▽

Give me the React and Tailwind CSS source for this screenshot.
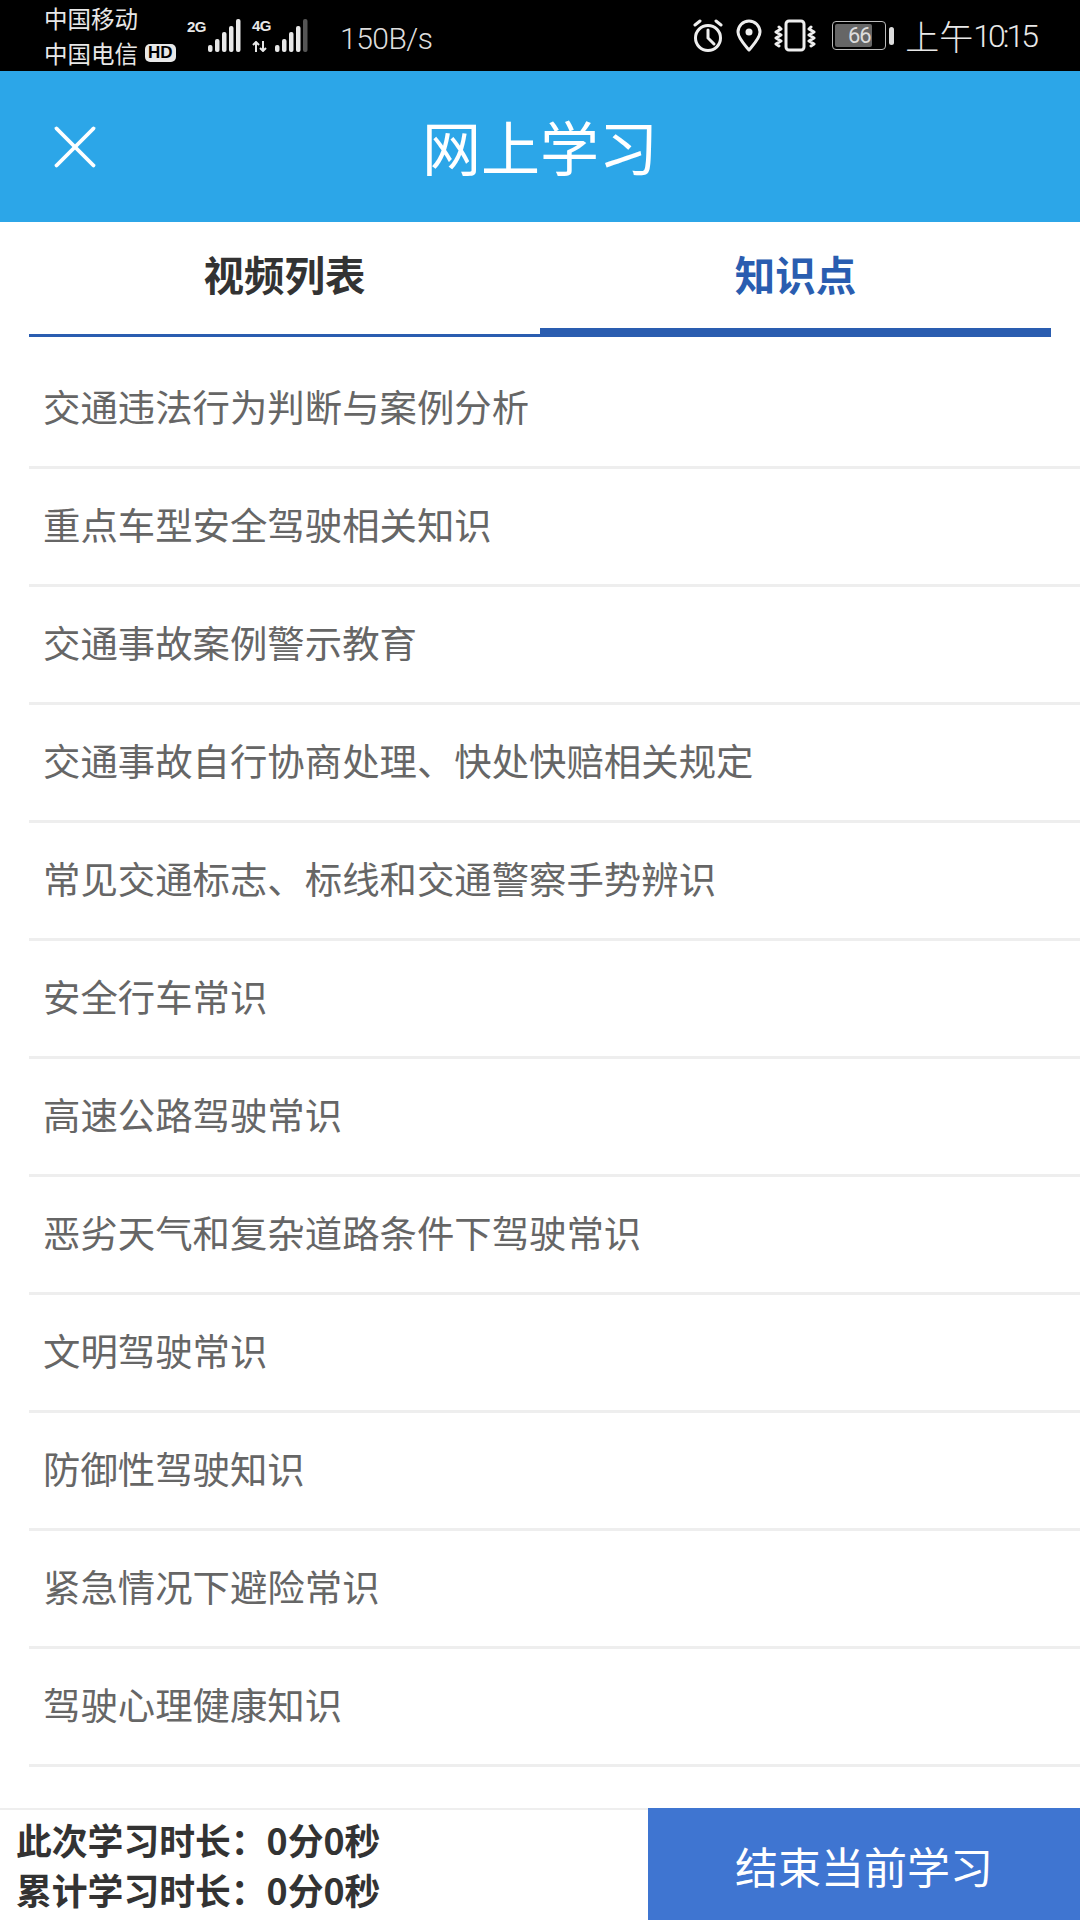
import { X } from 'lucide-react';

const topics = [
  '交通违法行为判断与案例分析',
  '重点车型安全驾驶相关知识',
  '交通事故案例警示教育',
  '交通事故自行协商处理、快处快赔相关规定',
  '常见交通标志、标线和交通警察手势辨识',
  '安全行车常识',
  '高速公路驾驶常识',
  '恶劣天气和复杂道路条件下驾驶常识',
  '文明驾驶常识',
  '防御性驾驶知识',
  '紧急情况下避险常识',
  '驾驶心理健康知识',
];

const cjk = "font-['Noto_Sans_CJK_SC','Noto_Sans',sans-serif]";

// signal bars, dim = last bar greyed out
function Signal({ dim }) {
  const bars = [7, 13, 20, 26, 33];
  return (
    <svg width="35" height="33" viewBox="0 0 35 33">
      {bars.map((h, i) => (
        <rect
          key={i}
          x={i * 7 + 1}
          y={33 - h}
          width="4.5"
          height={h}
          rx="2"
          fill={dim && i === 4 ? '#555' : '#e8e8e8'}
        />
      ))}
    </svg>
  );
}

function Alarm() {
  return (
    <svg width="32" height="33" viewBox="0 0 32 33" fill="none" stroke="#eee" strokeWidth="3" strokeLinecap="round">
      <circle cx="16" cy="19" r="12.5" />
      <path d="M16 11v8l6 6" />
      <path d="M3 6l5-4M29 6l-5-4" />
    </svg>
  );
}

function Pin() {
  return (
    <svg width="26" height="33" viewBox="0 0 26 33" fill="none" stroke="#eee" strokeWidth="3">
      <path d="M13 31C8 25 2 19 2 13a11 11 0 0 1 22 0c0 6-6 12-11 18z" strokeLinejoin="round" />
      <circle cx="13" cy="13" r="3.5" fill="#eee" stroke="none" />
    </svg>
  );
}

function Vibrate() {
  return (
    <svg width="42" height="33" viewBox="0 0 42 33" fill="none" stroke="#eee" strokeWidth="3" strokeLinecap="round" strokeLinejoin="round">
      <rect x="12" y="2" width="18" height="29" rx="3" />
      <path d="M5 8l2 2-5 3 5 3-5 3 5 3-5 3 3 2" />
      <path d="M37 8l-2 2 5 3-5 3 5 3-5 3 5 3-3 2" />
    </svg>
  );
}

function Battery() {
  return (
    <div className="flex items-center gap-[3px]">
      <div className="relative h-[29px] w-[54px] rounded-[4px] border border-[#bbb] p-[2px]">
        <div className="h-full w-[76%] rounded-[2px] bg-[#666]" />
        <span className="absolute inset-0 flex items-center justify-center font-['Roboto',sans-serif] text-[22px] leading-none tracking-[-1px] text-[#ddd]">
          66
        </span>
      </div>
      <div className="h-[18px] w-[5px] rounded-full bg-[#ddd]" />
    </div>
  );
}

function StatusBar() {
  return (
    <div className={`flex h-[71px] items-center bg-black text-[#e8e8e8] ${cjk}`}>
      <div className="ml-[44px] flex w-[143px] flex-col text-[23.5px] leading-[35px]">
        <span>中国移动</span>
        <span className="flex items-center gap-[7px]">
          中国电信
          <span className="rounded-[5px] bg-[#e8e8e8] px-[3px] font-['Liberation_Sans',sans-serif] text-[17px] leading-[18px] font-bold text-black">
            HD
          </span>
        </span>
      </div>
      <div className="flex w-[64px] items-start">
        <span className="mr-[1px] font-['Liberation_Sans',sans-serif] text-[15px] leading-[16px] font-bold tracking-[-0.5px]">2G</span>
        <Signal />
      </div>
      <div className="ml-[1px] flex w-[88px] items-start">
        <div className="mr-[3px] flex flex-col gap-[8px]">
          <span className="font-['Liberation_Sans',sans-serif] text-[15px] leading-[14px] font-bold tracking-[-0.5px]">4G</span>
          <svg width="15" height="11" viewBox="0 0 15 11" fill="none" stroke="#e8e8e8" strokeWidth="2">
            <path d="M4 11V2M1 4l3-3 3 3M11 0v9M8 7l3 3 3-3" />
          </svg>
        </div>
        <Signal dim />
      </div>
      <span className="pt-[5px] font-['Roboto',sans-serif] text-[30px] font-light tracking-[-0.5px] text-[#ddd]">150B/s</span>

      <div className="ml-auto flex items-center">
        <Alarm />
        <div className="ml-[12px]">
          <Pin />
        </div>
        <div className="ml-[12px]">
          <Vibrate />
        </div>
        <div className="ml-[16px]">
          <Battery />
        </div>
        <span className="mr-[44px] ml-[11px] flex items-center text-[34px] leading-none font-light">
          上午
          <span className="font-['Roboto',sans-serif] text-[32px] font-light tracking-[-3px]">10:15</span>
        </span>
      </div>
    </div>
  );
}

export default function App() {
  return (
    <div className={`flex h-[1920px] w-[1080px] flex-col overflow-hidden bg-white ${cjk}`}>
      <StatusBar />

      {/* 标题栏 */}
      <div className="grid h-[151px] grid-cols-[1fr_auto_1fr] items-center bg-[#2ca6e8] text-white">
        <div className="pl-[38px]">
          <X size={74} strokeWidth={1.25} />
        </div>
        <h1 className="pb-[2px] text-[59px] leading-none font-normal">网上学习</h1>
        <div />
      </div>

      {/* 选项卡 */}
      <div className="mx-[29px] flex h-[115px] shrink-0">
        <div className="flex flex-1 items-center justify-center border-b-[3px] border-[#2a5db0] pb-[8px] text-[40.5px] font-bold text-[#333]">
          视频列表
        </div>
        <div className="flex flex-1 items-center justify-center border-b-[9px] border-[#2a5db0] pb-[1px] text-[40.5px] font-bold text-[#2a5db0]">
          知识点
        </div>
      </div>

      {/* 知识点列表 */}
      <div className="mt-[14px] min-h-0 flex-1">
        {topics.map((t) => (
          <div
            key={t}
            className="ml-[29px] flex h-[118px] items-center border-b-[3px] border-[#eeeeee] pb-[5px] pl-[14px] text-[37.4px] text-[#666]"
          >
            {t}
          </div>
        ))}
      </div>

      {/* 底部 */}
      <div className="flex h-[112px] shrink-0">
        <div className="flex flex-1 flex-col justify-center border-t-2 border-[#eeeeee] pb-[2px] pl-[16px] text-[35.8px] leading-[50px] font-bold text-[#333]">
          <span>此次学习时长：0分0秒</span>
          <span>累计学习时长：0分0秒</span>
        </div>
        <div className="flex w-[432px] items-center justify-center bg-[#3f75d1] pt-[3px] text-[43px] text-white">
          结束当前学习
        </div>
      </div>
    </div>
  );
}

△
▽

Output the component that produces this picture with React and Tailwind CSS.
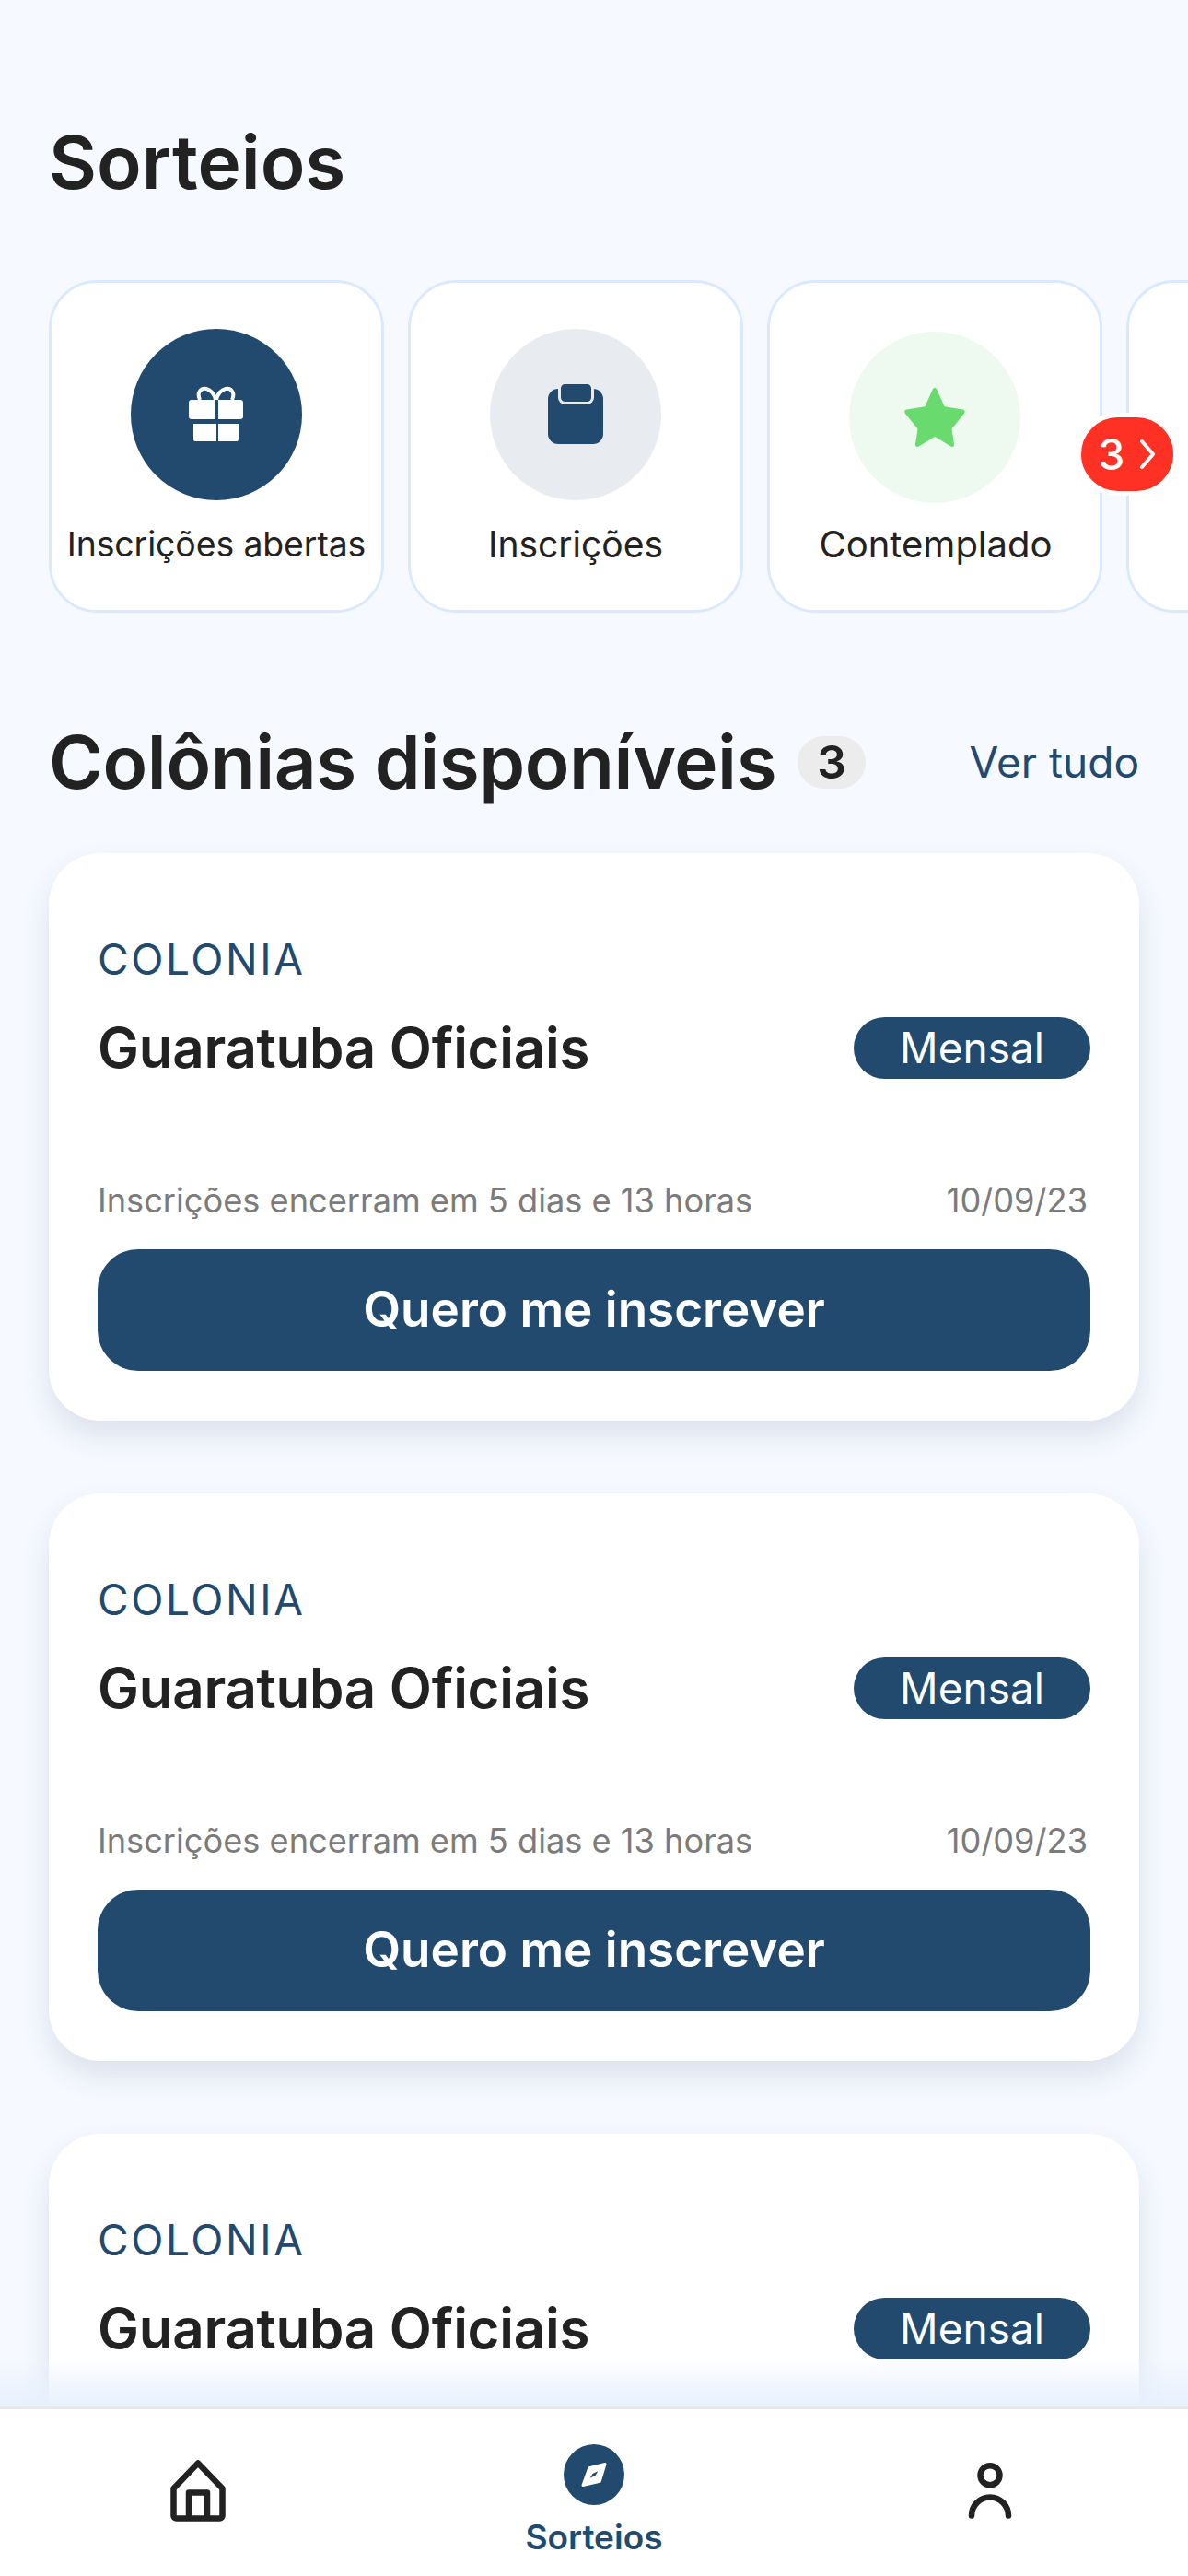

△

From the entries above, extract every line where the word "this" appears.

__Answer to the problem__.
Give me the React and Tailwind CSS source for this screenshot.
Output the component that produces this picture with React and Tailwind CSS.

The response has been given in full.